The problem was also discussed by @singer and @hbruch
and
Here a example, that the search works not as expected:
Create a index
PUT example/
{
"settings": {
"number_of_shards": 1,
"number_of_replicas": 0,
"analysis": {
"filter": {
"decomp_de": {
"type": "hyphenation_decompounder",
"word_list": ["kaffee", "tasse", "tüte"],
"hyphenation_patterns_path": "hyph/de_DR.xml",
"min_subword_size": 3,
"only_longest_match": true
}
},
"analyzer": {
"german_analyzer": {
"filter": [
"lowercase",
"decomp_de",
"unique"
],
"type": "custom",
"tokenizer": "standard"
}
}
}
},
"mappings": {
"properties": {
"text": {
"type": "text",
"analyzer": "german_analyzer",
"norms": false
},
"type": {
"type": "text",
"analyzer": "german_analyzer",
"norms": false
}
}
}
}
Index documents
{"index":{"_id":1}}
{"text": "Kaffeetasse", "type":"Tasse"}
{"index":{"_id":2}}
{"text": "Kaffeetüte", "type": "Tüte"}
Serach for Kaffeetasse
{
"query": {
"multi_match": {
"query": "Kaffeetasse",
"fields": [
"text",
"type"
],
"type": "cross_fields",
"operator": "and",
"slop": 1,
"prefix_length": 0,
"max_expansions": 50,
"zero_terms_query": "none",
"auto_generate_synonyms_phrase_query": "true",
"fuzzy_transpositions": false,
"boost": 1
}
}
}
The unexpected result and it doesn't matter which type, operator or minmum should match is given is
"took" : 1,
"timed_out" : false,
"_shards" : {
"total" : 1,
"successful" : 1,
"skipped" : 0,
"failed" : 0
},
"hits" : {
"total" : {
"value" : 2,
"relation" : "eq"
},
"max_score" : 0.6931471,
"hits" : [
{
"_index" : "example",
"_type" : "_doc",
"_id" : "1",
"_score" : 0.6931471,
"_source" : {
"text" : "Kaffeetasse",
"type" : "Tasse"
}
},
{
"_index" : "example",
"_type" : "_doc",
"_id" : "2",
"_score" : 0.25069216,
"_source" : {
"text" : "Kaffeetüte",
"type" : "Tüte"
}
}
]
}
}
The expected result is only the document containing Kaffeetasse
.
Analyzing:
GET example/_analyze
{
"analyzer": "german_analyzer"
, "text": "Kaffeetasse"
}
produces
{
"tokens" : [
{
"token" : "kaffeetasse",
"start_offset" : 0,
"end_offset" : 11,
"type" : "<ALPHANUM>",
"position" : 0
},
{
"token" : "kaffee",
"start_offset" : 0,
"end_offset" : 11,
"type" : "<ALPHANUM>",
"position" : 0
},
{
"token" : "tasse",
"start_offset" : 0,
"end_offset" : 11,
"type" : "<ALPHANUM>",
"position" : 0
}
]
}
And IMHO the query should be rewritten to (text:kaffeetasse OR (text:kaffee AND text: tasse)) OR (type:kaffeetasse OR (type:kaffee AND type: tasse))

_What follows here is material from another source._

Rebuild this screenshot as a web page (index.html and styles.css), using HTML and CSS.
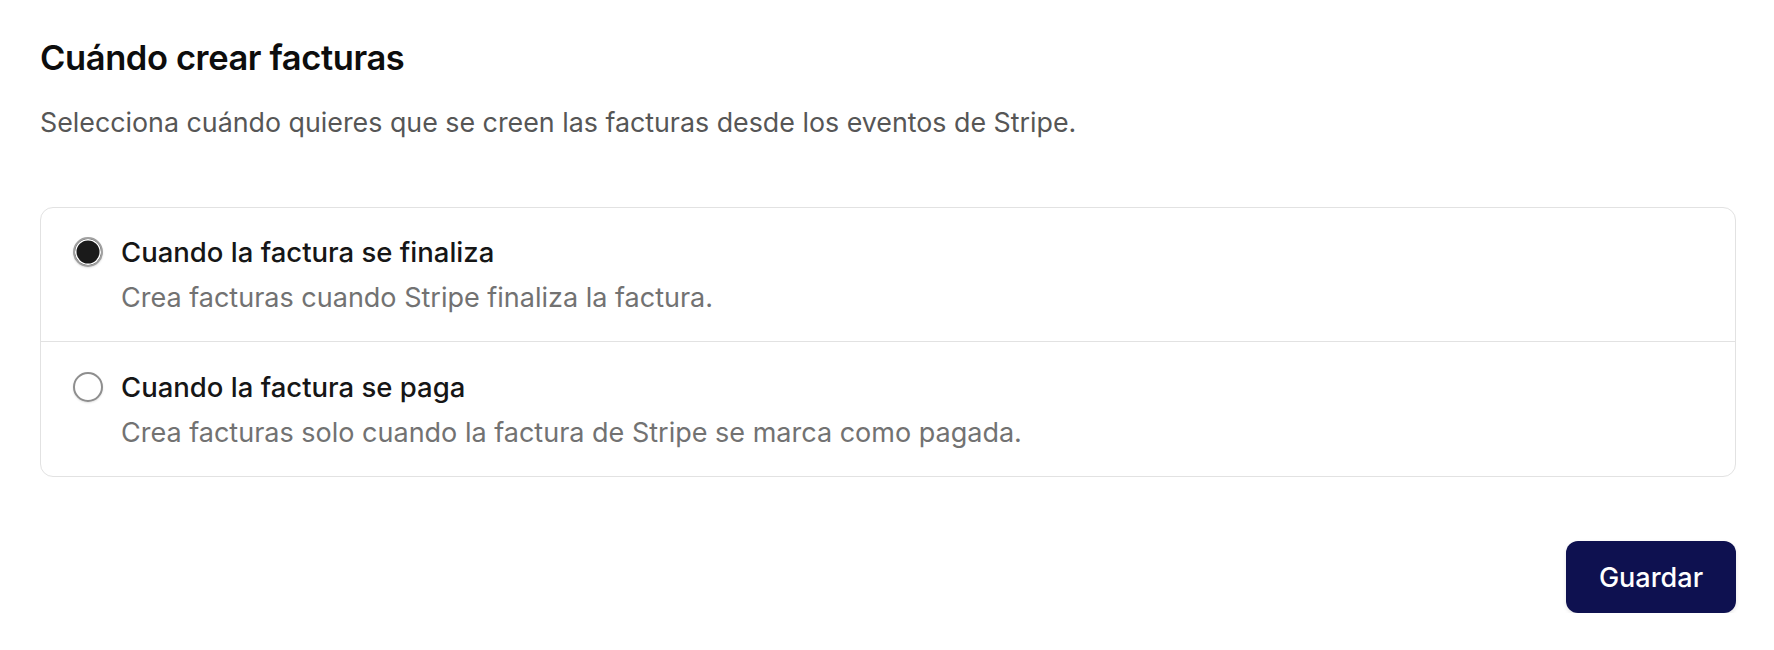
FILE: index.html
```html
<!DOCTYPE html>
<html lang="es">
<head>
<meta charset="utf-8">
<title>Cuándo crear facturas</title>
<link rel="stylesheet" href="styles.css">
</head>
<body>
<main class="page">
  <h1 class="title">Cuándo crear facturas</h1>
  <p class="subtitle">Selecciona cuándo quieres que se creen las facturas desde los eventos de Stripe.</p>
  <div class="options">
    <label class="option">
      <span class="radio radio-checked"></span>
      <span class="option-text">
        <span class="option-title">Cuando la factura se finaliza</span>
        <span class="option-desc">Crea facturas cuando Stripe finaliza la factura.</span>
      </span>
    </label>
    <label class="option">
      <span class="radio"></span>
      <span class="option-text">
        <span class="option-title">Cuando la factura se paga</span>
        <span class="option-desc">Crea facturas solo cuando la factura de Stripe se marca como pagada.</span>
      </span>
    </label>
  </div>
  <div class="actions">
    <button class="btn-primary" type="button">Guardar</button>
  </div>
</main>
</body>
</html>
```

FILE: styles.css
```css
html, body {
  margin: 0;
  padding: 0;
  background: #ffffff;
}

body {
  font-family: Inter, "Noto Sans", "Liberation Sans", sans-serif;
  color: #111111;
}

.page {
  padding: 38px 38px 0 40px;
}

.title {
  margin: 0;
  font-size: 34.5px;
  line-height: 40px;
  font-weight: 600;
  letter-spacing: -0.4px;
  color: #0d0d0d;
}

.subtitle {
  margin: 28px 0 0;
  font-size: 26.8px;
  line-height: 32px;
  font-weight: 400;
  color: #565656;
}

.options {
  margin-top: 69px;
  border: 1px solid #e2e2e2;
  border-radius: 13px;
  display: flex;
  flex-direction: column;
}

.option {
  display: flex;
  align-items: flex-start;
  gap: 18px;
  padding: 28px 32px 27px;
}

.option + .option {
  border-top: 1px solid #e2e2e2;
  padding-top: 29px;
  padding-bottom: 27px;
}

.radio {
  flex: none;
  width: 30px;
  height: 30px;
  margin-top: 1px;
  box-sizing: border-box;
  border-radius: 50%;
  border: 2px solid #8e8e8e;
  background: #ffffff;
  box-shadow: 0 1px 2px rgba(0, 0, 0, 0.12);
}

.radio-checked {
  border: 2px solid #a0a0a0;
  background: #1a1a1a;
  box-shadow: inset 0 0 0 1.5px #ffffff, 0 1px 2px rgba(0, 0, 0, 0.12);
}

.option-text {
  display: flex;
  flex-direction: column;
  gap: 14px;
}

.option-title {
  font-size: 27.5px;
  line-height: 32px;
  font-weight: 450;
  color: #161616;
}

.option-desc {
  font-size: 27px;
  line-height: 32px;
  color: #727272;
}

.actions {
  margin-top: 64px;
  display: flex;
  justify-content: flex-end;
}

.btn-primary {
  width: 170px;
  height: 72px;
  border: none;
  border-radius: 12px;
  background: #0e1150;
  color: #ffffff;
  font-family: Inter, "Noto Sans", "Liberation Sans", sans-serif;
  font-size: 27px;
  font-weight: 500;
  box-shadow: 0 2px 4px rgba(0, 0, 0, 0.1);
  cursor: pointer;
}
```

and not to (text:kaffeetasse OR text:kaffee OR text: tasse OR type:kaffeetasse OR type:kaffee OR type: tasse)
.
With the _validate/query
GET example/_validate/query?explain=true&rewrite=true
{
"query": {
"multi_match": {
"query": "Kaffeetasse",
"fields": [
"text",
"type"
],
"type": "cross_fields",
"operator": "and",
"slop": 0,
"prefix_length": 0,
"max_expansions": 50,
"minimum_should_match": "-45%",
"zero_terms_query": "NONE",
"auto_generate_synonyms_phrase_query": "false",
"fuzzy_transpositions": false,
"boost": 1
}
}
}
i got
{
"_shards" : {
"total" : 1,
"successful" : 1,
"failed" : 0
},
"valid" : true,
"explanations" : [
{
"index" : "example",
"valid" : true,
"explanation" : "(text:kaffeetasse | text:kaffee | text:tasse | type:kaffeetasse | type:kaffee | type:tasse)"
}
]
}
or without parameter rewrite:
{
"_shards" : {
"total" : 1,
"successful" : 1,
"failed" : 0
},
"valid" : true,
"explanations" : [
{
"index" : "example",
"valid" : true,
"explanation" : "blended(terms:[text:kaffeetasse, text:kaffee, text:tasse, type:kaffeetasse, type:kaffee, type:tasse])"
}
]
}
Searching for Kaffee
should return both documents, searching for Kaffeetasse
or tasse
the document id 1
and searching for Kaffeetüte
or tüte
document with the id 2
or what am I misunderstanding?